What ever happened to a sound mind in a sound body?
A friend and fellow coaching educator sent me that lament in an email the other day. I always thought the idea originated with Thomas Jefferson, but TJ, ever the borrower, got it from John Locke:
“A sound mind in a sound body, is a short, but full description of a Happy state in this World: he that has these two, has little more to wish for; and he that wants either of them, will be little better for anything else.” ~ John Locke
I fear we have, in our current age of pace and specialization, lost hold of this a bit. A generalist is so yesterday, a Jack of all trades, master of none.
We’ve landed in two camps:
- The Mind camp – learn ’em up to be tops in their class so they can land a good job and a top notch salary
- The Body camp – train ’em up to be tops on their team and their stardom will earn them a six figure salary
Somewhere along the way we have lost the notion of a sound mind IN a sound body. We have forgotten that our mind (a.k.a. our brain) is a mass of connective circuitry, supplied by lifeblood delivered in vessels that carry to it most everything we eat, activated by signals that carry the sensations of everything we experience in the world, which allow this brain to then process, prepare and prompt our responses to that world.
Our mind is inseparable from our body, at once dependent, mentoring and managing. What we do to and for our body happens to our minds just the same. We may say we are what we eat. We may also say we think what we eat. We also think what we sleep, drink, and do.
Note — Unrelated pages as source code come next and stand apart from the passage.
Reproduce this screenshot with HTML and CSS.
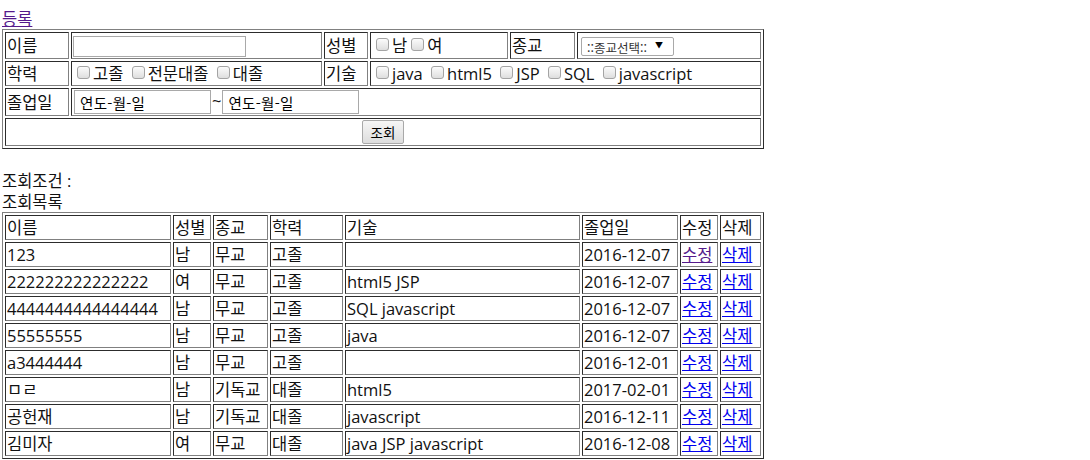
FILE: index.html
```html
<!DOCTYPE html>
<html lang="ko">
<head>
<meta charset="utf-8">
<title>조회</title>
<link rel="stylesheet" href="styles.css">
</head>
<body>
<a href="#" class="link visited">등록</a>
<form class="search">
<table class="grid search-table">
  <colgroup>
    <col class="c-label"><col class="c-name"><col class="c-label2"><col class="c-gender"><col class="c-label3"><col class="c-rel">
  </colgroup>
  <tr>
    <td>이름</td>
    <td><input type="text" class="txt"></td>
    <td>성별</td>
    <td><label><input type="checkbox" class="chk">남</label><label><input type="checkbox" class="chk">여</label></td>
    <td>종교</td>
    <td><span class="sel"><select class="religion"><option>::종교선택::</option></select></span></td>
  </tr>
  <tr>
    <td>학력</td>
    <td><label><input type="checkbox" class="chk">고졸</label> <label><input type="checkbox" class="chk">전문대졸</label> <label><input type="checkbox" class="chk">대졸</label></td>
    <td>기술</td>
    <td colspan="3"><label><input type="checkbox" class="chk">java</label> <label><input type="checkbox" class="chk">html5</label> <label><input type="checkbox" class="chk">JSP</label> <label><input type="checkbox" class="chk">SQL</label> <label><input type="checkbox" class="chk">javascript</label></td>
  </tr>
  <tr>
    <td>졸업일</td>
    <td colspan="5"><input type="text" class="date" value="연도-월-일" readonly>~<input type="text" class="date" value="연도-월-일" readonly></td>
  </tr>
  <tr>
    <td colspan="6" class="center"><button type="button" class="btn">조회</button></td>
  </tr>
</table>
</form>
<br>
<div>조회조건 :</div>
<div>조회목록</div>
<table class="grid list-table">
  <colgroup>
    <col class="l-name"><col class="l-gender"><col class="l-rel"><col class="l-edu"><col class="l-skill"><col class="l-date"><col class="l-edit"><col class="l-del">
  </colgroup>
  <tr><td>이름</td><td>성별</td><td>종교</td><td>학력</td><td>기술</td><td>졸업일</td><td>수정</td><td>삭제</td></tr>
  <tr><td>123</td><td>남</td><td>무교</td><td>고졸</td><td></td><td>2016-12-07</td><td><a href="#" class="link visited">수정</a></td><td><a href="#" class="link">삭제</a></td></tr>
  <tr><td>222222222222222</td><td>여</td><td>무교</td><td>고졸</td><td>html5 JSP</td><td>2016-12-07</td><td><a href="#" class="link">수정</a></td><td><a href="#" class="link">삭제</a></td></tr>
  <tr><td>4444444444444444</td><td>남</td><td>무교</td><td>고졸</td><td>SQL javascript</td><td>2016-12-07</td><td><a href="#" class="link">수정</a></td><td><a href="#" class="link">삭제</a></td></tr>
  <tr><td>55555555</td><td>남</td><td>무교</td><td>고졸</td><td>java</td><td>2016-12-07</td><td><a href="#" class="link">수정</a></td><td><a href="#" class="link">삭제</a></td></tr>
  <tr><td>a3444444</td><td>남</td><td>무교</td><td>고졸</td><td></td><td>2016-12-01</td><td><a href="#" class="link">수정</a></td><td><a href="#" class="link">삭제</a></td></tr>
  <tr><td>ㅁㄹ</td><td>남</td><td>기독교</td><td>대졸</td><td>html5</td><td>2017-02-01</td><td><a href="#" class="link">수정</a></td><td><a href="#" class="link">삭제</a></td></tr>
  <tr><td>공헌재</td><td>남</td><td>기독교</td><td>대졸</td><td>javascript</td><td>2016-12-11</td><td><a href="#" class="link">수정</a></td><td><a href="#" class="link">삭제</a></td></tr>
  <tr><td>김미자</td><td>여</td><td>무교</td><td>대졸</td><td>java JSP javascript</td><td>2016-12-08</td><td><a href="#" class="link">수정</a></td><td><a href="#" class="link">삭제</a></td></tr>
</table>
</body>
</html>
```
FILE: styles.css
```css
body {
  margin: 8px 2px;
  font-family: "Open Sans", "Noto Sans CJK KR", sans-serif;
  font-size: 16.5px;
  line-height: 21px;
  color: #111;
  background: #fff;
}
.link { color: #0000ee; text-decoration: underline; }
.link.visited { color: #551a8b; }
.search { margin: 0; }

.grid {
  width: 762px;
  table-layout: fixed;
  border: 1px outset #808080;
  border-spacing: 2px;
}
.grid td {
  border: 1px inset #808080;
  padding: 1px;
  height: 21px;
  white-space: nowrap;
  overflow: hidden;
  vertical-align: middle;
}
.center { text-align: center; }

.c-label { width: 64px; }
.c-name { width: 251px; }
.c-label2 { width: 44px; }
.c-gender { width: 138px; }
.c-label3 { width: 65px; }
.c-rel { width: 184px; }

.l-name { width: 166px; }
.l-gender { width: 38px; }
.l-rel { width: 55px; }
.l-edu { width: 73px; }
.l-skill { width: 235px; }
.l-date { width: 96px; }
.l-edit { width: 38px; }
.l-del { width: 41px; }

.txt, .date, .btn, .religion, .sel {
  vertical-align: top;
}
.txt {
  box-sizing: border-box;
  width: 173px;
  height: 21px;
  margin: 2px 0 0 0;
  border: 1px solid #a9a9a9;
  padding: 1px 2px;
  font: 13px "Open Sans", "Noto Sans CJK KR", sans-serif;
}
.chk {
  -webkit-appearance: none;
  appearance: none;
  box-sizing: border-box;
  width: 13px;
  height: 13px;
  margin: 3px 3px 3px 4px;
  border: 1px solid #a4a4a4;
  border-radius: 3px;
  background: linear-gradient(#fbfbfb, #dedede);
  vertical-align: -2px;
}
.sel {
  position: relative;
  display: inline-block;
  margin: 2px 0 0 2px;
}
.religion {
  -webkit-appearance: none;
  appearance: none;
  box-sizing: border-box;
  display: block;
  width: 93px;
  height: 19px;
  border: 1px solid #a9a9a9;
  border-radius: 2px;
  background: #fff;
  padding: 0 0 0 5px;
  font: 12.5px "Noto Sans CJK KR", sans-serif;
  color: #333;
}
.sel::after {
  content: "▼";
  position: absolute;
  right: 11px;
  top: 3px;
  font-size: 8px;
  line-height: 10px;
  color: #000;
  pointer-events: none;
}
.date {
  box-sizing: border-box;
  width: 137px;
  height: 24px;
  margin: 0 1px;
  border: 1px solid #a9a9a9;
  padding: 1px 5px;
  font: 14.5px "Noto Sans CJK KR", sans-serif;
  letter-spacing: 0.3px;
}
.btn {
  box-sizing: border-box;
  width: 42px;
  height: 24px;
  margin: 0;
  border: 1px solid #a9a9a9;
  border-radius: 2px;
  background: linear-gradient(#f6f6f6, #dddddd);
  font: 13.5px "Noto Sans CJK KR", sans-serif;
  color: #000;
  padding: 0;
}
```
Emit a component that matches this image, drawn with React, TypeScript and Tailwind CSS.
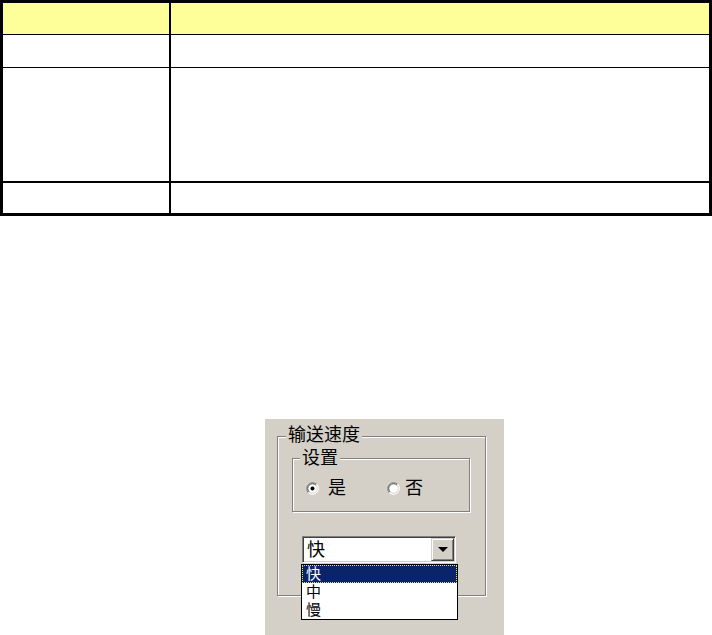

There are now many studies that have looked at the effect physical activity has on academic performance in kids and youth: kids do better when they are physically active. That is, kids are not only fitter and less likely to be obese but they are better adjusted, better behaved and perform better on cognitive tests if they engage in vigorous physical activity during their day. It’s not that active kids are “smarter,” it’s that their brains work better when they are stimulated with fresh circulating blood by virtue of vigorous active input from their body.
Nowhere is this more evident than in fast growing bodies that host inquisitive, fast-growing minds. Kids need fresh air and plenty of active play, not just to perfect their sporting technique or make them skilled competitors but because it’s good for the growth of their minds and bodies. We would do well not to separate the two, but to acknowledge the connection between them.
Unfortunately, physical education teachers tell me there is a lot of separating going on out there. Training ‘the brain’ is given priority while physical education is ‘just an elective.’ Grading and evaluation standards, I am told, are null and void. It gets skipped and opted out of. It’s the class that gets replaced for assemblies, or substituted out for drivers ed or family life education. All of these things are important, for sure, but what does it say about us when we call physical education expendable, even laughable? We feel better about it if we call it PE; then we don’t have to think about the education of our bodies, the health or absence of which we will have to live with our whole lives.
School administrators, doing their best to keep everyone happy, think they are answering the call of the “physical” by adding hand movements to mind games. Instead, why not ask kids to use their minds during physical games? Solve a problem, work together in a group, and include each individual in a game that has a big space and requires quick movements and sharp minds? Why not move during the day, take active breaks from the classroom, and get some mind-clearing time outdoors or simply get moving with an “instant recess”?
That’s not multi-tasking folks, that’s fully engaged. And it’s not just for kids!
If we let the “ideal” of a sound mind drive us away from its companion, a sound body, we’re going to lose both. Intelligence is a wonderful thing, and mindfulness is a profoundly creative endeavor, but these are best knit together in a body which is fully operational when it’s put into motion.